To build bevfusion, we need to depend on the following libraries:
- CUDA >= 11.0
- CUDNN >= 8.2
- TensorRT >= 8.5.0
- libprotobuf-dev == 3.6.1
- Compute Capability >= sm_80
- Python >= 3.6
The data in the performance table was obtained by us on the Nvidia Orin platform, using TensorRT-8.6, cuda-11.4 and cudnn8.6 statistics.
- note: Please use
git clone --recursive
to pull this repository to ensure the integrity of the dependencies.
- download model.zip from ( Google Drive ) or ( Baidu Drive )
- download nuScenes-example-data.zip from ( Google Drive ) or ( Baidu Drive )

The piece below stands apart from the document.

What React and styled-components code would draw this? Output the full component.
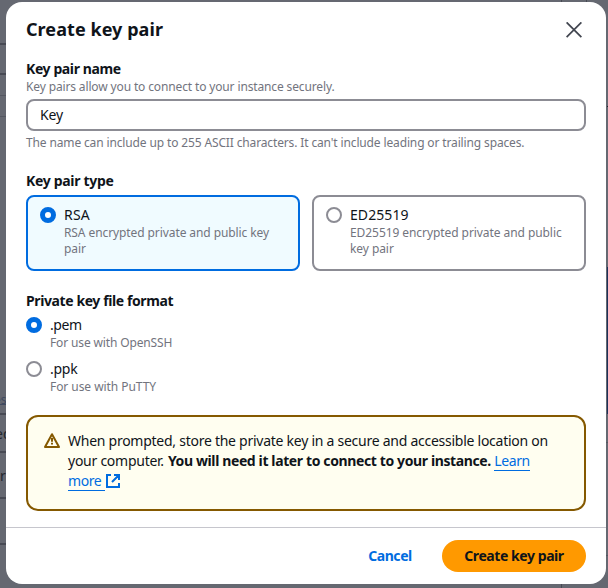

# download models and datas to CUDA-BEVFusion
cd CUDA-BEVFusion
# unzip models and datas
unzip model.zip
unzip nuScenes-example-data.zip
# here is the directory structure after unzipping
CUDA-BEVFusion
|-- example-data
|-- 0-FRONT.jpg
|-- 1-FRONT_RIGHT.jpg
|-- ...
|-- camera_intrinsics.tensor
|-- ...
|-- example-data.pth
`-- points.tensor
|-- src
|-- qat
|-- model
|-- resnet50int8
| |-- bevfusion_ptq.pth
| |-- camera.backbone.onnx
| |-- camera.vtransform.onnx
| |-- default.yaml
| |-- fuser.onnx
| |-- head.bbox.onnx
| `-- lidar.backbone.xyz.onnx
|-- resnet50
`-- swint
|-- bevfusion
`-- tool
- Install python dependency libraries
apt install libprotobuf-dev
pip install onnx
- Modify the TensorRT/CUDA/CUDNN/BEVFusion variable values in the tool/environment.sh file.
# change the path to the directory you are currently using
export TensorRT_Lib=/path/to/TensorRT/lib
export TensorRT_Inc=/path/to/TensorRT/include
export TensorRT_Bin=/path/to/TensorRT/bin
export CUDA_Lib=/path/to/cuda/lib64
export CUDA_Inc=/path/to/cuda/include
export CUDA_Bin=/path/to/cuda/bin
export CUDA_HOME=/path/to/cuda
export CUDNN_Lib=/path/to/cudnn/lib
# resnet50/resnet50int8/swint
export DEBUG_MODEL=resnet50int8
# fp16/int8
export DEBUG_PRECISION=int8
export DEBUG_DATA=example-data
export USE_Python=OFF
- Apply the environment to the current terminal.
. tool/environment.sh
- Building the models for tensorRT
bash tool/build_trt_engine.sh
- Compile and run the program
bash tool/run.sh
- For more detail, please refer here
- Modify
USE_Python=ON
in environment.sh to enable compilation of python. - Run
bash tool/run.sh
to build the libpybev.so. - Run
python tool/pybev.py
to test the python interface.
- Use the following command to get a specific commit to avoid failure.
git clone https://github.com/mit-han-lab/bevfusion
cd bevfusion
git checkout db75150717a9462cb60241e36ba28d65f6908607
- Since the number of point clouds fluctuates more, this has a significant impact on the FPS.
- Consider using the ground removal or range filter algorithms provided in cuPCL, which can decrease the inference time by lidar.
- We just implemented the recommended partial quantization method. However, users can further reduce the inference latency by sparse pruning and 4:2 sparsity.
- In the resnet50 model at large resolutions, using the --sparsity=force option can significantly improve inference performance. For more details, please refer to ASP (automatic sparsity tools).
- In general, the camera backbone has less impact on accuracy and more impact on latency.
- A lighter camera backbone (such as resnet34) will achieve lower latency.